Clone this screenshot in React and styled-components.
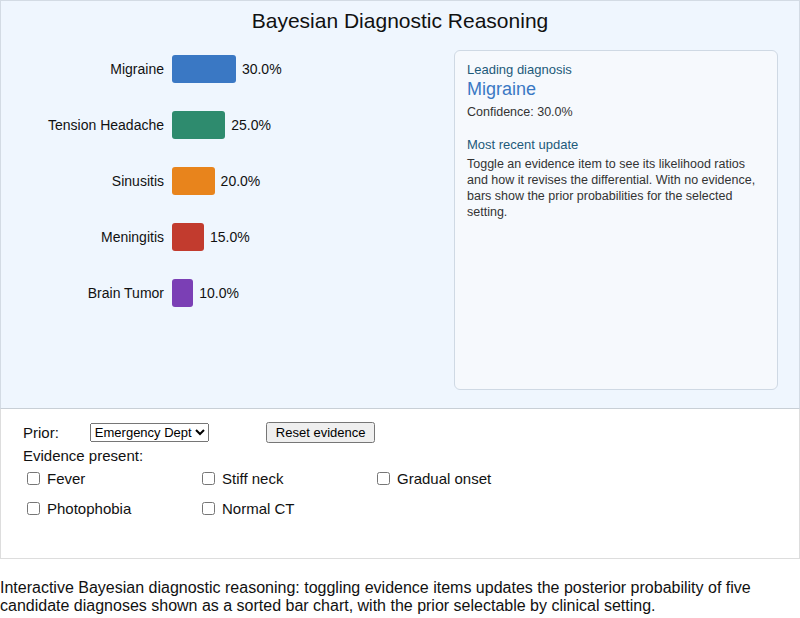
import React from "react";
import styled, { createGlobalStyle } from "styled-components";

const Global = createGlobalStyle`
  body { margin: 0; font-family: "Liberation Sans", Arial, sans-serif; color: #111; }
`;

const Viz = styled.div`
  height: 409px;
  background: #eff6fe;
  border: 1px solid #d3dbe4;
  border-bottom-color: #c8cfd6;
  box-sizing: border-box;
  position: relative;
`;

const Title = styled.h1`
  margin: 0;
  padding-top: 8px;
  text-align: center;
  font-size: 21px;
  font-weight: normal;
  line-height: 24px;
`;

const Body = styled.div`
  display: flex;
  justify-content: space-between;
  padding: 17px 21px 0 0;
`;

const Chart = styled.div`
  display: flex;
  flex-direction: column;
  gap: 28px;
  padding-top: 5px;
`;

const Row = styled.div`
  display: flex;
  align-items: center;
  height: 28px;
  font-size: 14px;
`;

const Label = styled.span`
  width: 163px;
  text-align: right;
  padding-right: 8px;
`;

const Bar = styled.div`
  height: 28px;
  border-radius: 3px;
  background: ${p => p.$color};
  margin-right: 6px;
`;

const Card = styled.div`
  width: 324px;
  height: 340px;
  box-sizing: border-box;
  background: #f6f9fd;
  border: 1px solid #cfd9e4;
  border-radius: 6px;
  padding: 11px 12px;
`;

const Small = styled.div`
  font-size: 13px;
  color: #1d5a7a;
  line-height: 16px;
  margin-top: ${p => p.$top || 0}px;
`;

const Lead = styled.div`
  font-size: 18px;
  color: #3a78c4;
  line-height: 22px;
`;

const Text = styled.div`
  font-size: 12.5px;
  line-height: 16px;
  color: #333;
  margin-top: ${p => p.$top || 0}px;
`;

const Controls = styled.div`
  height: 150px;
  border: 1px solid #ddd;
  border-top: none;
  box-sizing: border-box;
  padding: 12px 22px;
  font-size: 15px;
`;

const Line = styled.div`
  display: flex;
  align-items: center;
  height: 22px;
  margin-top: ${p => p.$top || 0}px;
`;

const Select = styled.select`
  margin-left: 31px;
  font-size: 13px;
  font-family: inherit;
  height: 19px;
`;

const Button = styled.button`
  margin-left: 57px;
  font-size: 13px;
  font-family: inherit;
  padding: 1px 8px;
  height: 21px;
`;

const Grid = styled.div`
  display: grid;
  grid-template-columns: repeat(3, 175px);
  row-gap: 12px;
  margin-top: 3px;
  margin-left: 4px;
`;

const Check = styled.label`
  display: flex;
  align-items: center;
  height: 18px;
  gap: 7px;
  input { margin: 0; width: 13px; height: 13px; }
`;

const Caption = styled.p`
  margin: 20px 0 0;
  font-size: 16px;
  line-height: 18px;
`;

const data = [
  ["Migraine", 30, "#3a78c4"],
  ["Tension Headache", 25, "#2e8b6e"],
  ["Sinusitis", 20, "#e8841c"],
  ["Meningitis", 15, "#c23b2e"],
  ["Brain Tumor", 10, "#7b3fb5"],
];

export default function App() {
  return (
    <>
      <Global />
      <Viz>
        <Title>Bayesian Diagnostic Reasoning</Title>
        <Body>
          <Chart>
            {data.map(([n, v, c]) => (
              <Row key={n}>
                <Label>{n}</Label>
                <Bar $color={c} style={{ width: v * 2.13 }} />
                <span>{v.toFixed(1)}%</span>
              </Row>
            ))}
          </Chart>
          <Card>
            <Small>Leading diagnosis</Small>
            <Lead>Migraine</Lead>
            <Text $top={4}>Confidence: 30.0%</Text>
            <Small $top={17}>Most recent update</Small>
            <Text $top={3}>
              Toggle an evidence item to see its likelihood ratios and how it revises the
              differential. With no evidence, bars show the prior probabilities for the
              selected setting.
            </Text>
          </Card>
        </Body>
      </Viz>
      <Controls>
        <Line>
          Prior:
          <Select defaultValue="ed">
            <option value="ed">Emergency Dept</option>
            <option value="pc">Primary Care</option>
          </Select>
          <Button>Reset evidence</Button>
        </Line>
        <Line $top={1}>Evidence present:</Line>
        <Grid>
          {["Fever", "Stiff neck", "Gradual onset", "Photophobia", "Normal CT"].map(t => (
            <Check key={t}>
              <input type="checkbox" />
              {t}
            </Check>
          ))}
        </Grid>
      </Controls>
      <Caption>
        Interactive Bayesian diagnostic reasoning: toggling evidence items updates the posterior
        probability of five candidate diagnoses shown as a sorted bar chart, with the prior
        selectable by clinical setting.
      </Caption>
    </>
  );
}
————————
STATED EXERCISE
Copy the listing exactly. Any image in it stays out of the copy.

WRITTEN SOLUTION
Clone this screenshot in React and styled-components.
import React from "react";
import styled, { createGlobalStyle } from "styled-components";

const Global = createGlobalStyle`
  body { margin: 0; font-family: "Liberation Sans", Arial, sans-serif; color: #111; }
`;

const Viz = styled.div`
  height: 409px;
  background: #eff6fe;
  border: 1px solid #d3dbe4;
  border-bottom-color: #c8cfd6;
  box-sizing: border-box;
  position: relative;
`;

const Title = styled.h1`
  margin: 0;
  padding-top: 8px;
  text-align: center;
  font-size: 21px;
  font-weight: normal;
  line-height: 24px;
`;

const Body = styled.div`
  display: flex;
  justify-content: space-between;
  padding: 17px 21px 0 0;
`;

const Chart = styled.div`
  display: flex;
  flex-direction: column;
  gap: 28px;
  padding-top: 5px;
`;

const Row = styled.div`
  display: flex;
  align-items: center;
  height: 28px;
  font-size: 14px;
`;

const Label = styled.span`
  width: 163px;
  text-align: right;
  padding-right: 8px;
`;

const Bar = styled.div`
  height: 28px;
  border-radius: 3px;
  background: ${p => p.$color};
  margin-right: 6px;
`;

const Card = styled.div`
  width: 324px;
  height: 340px;
  box-sizing: border-box;
  background: #f6f9fd;
  border: 1px solid #cfd9e4;
  border-radius: 6px;
  padding: 11px 12px;
`;

const Small = styled.div`
  font-size: 13px;
  color: #1d5a7a;
  line-height: 16px;
  margin-top: ${p => p.$top || 0}px;
`;

const Lead = styled.div`
  font-size: 18px;
  color: #3a78c4;
  line-height: 22px;
`;

const Text = styled.div`
  font-size: 12.5px;
  line-height: 16px;
  color: #333;
  margin-top: ${p => p.$top || 0}px;
`;

const Controls = styled.div`
  height: 150px;
  border: 1px solid #ddd;
  border-top: none;
  box-sizing: border-box;
  padding: 12px 22px;
  font-size: 15px;
`;

const Line = styled.div`
  display: flex;
  align-items: center;
  height: 22px;
  margin-top: ${p => p.$top || 0}px;
`;

const Select = styled.select`
  margin-left: 31px;
  font-size: 13px;
  font-family: inherit;
  height: 19px;
`;

const Button = styled.button`
  margin-left: 57px;
  font-size: 13px;
  font-family: inherit;
  padding: 1px 8px;
  height: 21px;
`;

const Grid = styled.div`
  display: grid;
  grid-template-columns: repeat(3, 175px);
  row-gap: 12px;
  margin-top: 3px;
  margin-left: 4px;
`;

const Check = styled.label`
  display: flex;
  align-items: center;
  height: 18px;
  gap: 7px;
  input { margin: 0; width: 13px; height: 13px; }
`;

const Caption = styled.p`
  margin: 20px 0 0;
  font-size: 16px;
  line-height: 18px;
`;

const data = [
  ["Migraine", 30, "#3a78c4"],
  ["Tension Headache", 25, "#2e8b6e"],
  ["Sinusitis", 20, "#e8841c"],
  ["Meningitis", 15, "#c23b2e"],
  ["Brain Tumor", 10, "#7b3fb5"],
];

export default function App() {
  return (
    <>
      <Global />
      <Viz>
        <Title>Bayesian Diagnostic Reasoning</Title>
        <Body>
          <Chart>
            {data.map(([n, v, c]) => (
              <Row key={n}>
                <Label>{n}</Label>
                <Bar $color={c} style={{ width: v * 2.13 }} />
                <span>{v.toFixed(1)}%</span>
              </Row>
            ))}
          </Chart>
          <Card>
            <Small>Leading diagnosis</Small>
            <Lead>Migraine</Lead>
            <Text $top={4}>Confidence: 30.0%</Text>
            <Small $top={17}>Most recent update</Small>
            <Text $top={3}>
              Toggle an evidence item to see its likelihood ratios and how it revises the
              differential. With no evidence, bars show the prior probabilities for the
              selected setting.
            </Text>
          </Card>
        </Body>
      </Viz>
      <Controls>
        <Line>
          Prior:
          <Select defaultValue="ed">
            <option value="ed">Emergency Dept</option>
            <option value="pc">Primary Care</option>
          </Select>
          <Button>Reset evidence</Button>
        </Line>
        <Line $top={1}>Evidence present:</Line>
        <Grid>
          {["Fever", "Stiff neck", "Gradual onset", "Photophobia", "Normal CT"].map(t => (
            <Check key={t}>
              <input type="checkbox" />
              {t}
            </Check>
          ))}
        </Grid>
      </Controls>
      <Caption>
        Interactive Bayesian diagnostic reasoning: toggling evidence items updates the posterior
        probability of five candidate diagnoses shown as a sorted bar chart, with the prior
        selectable by clinical setting.
      </Caption>
    </>
  );
}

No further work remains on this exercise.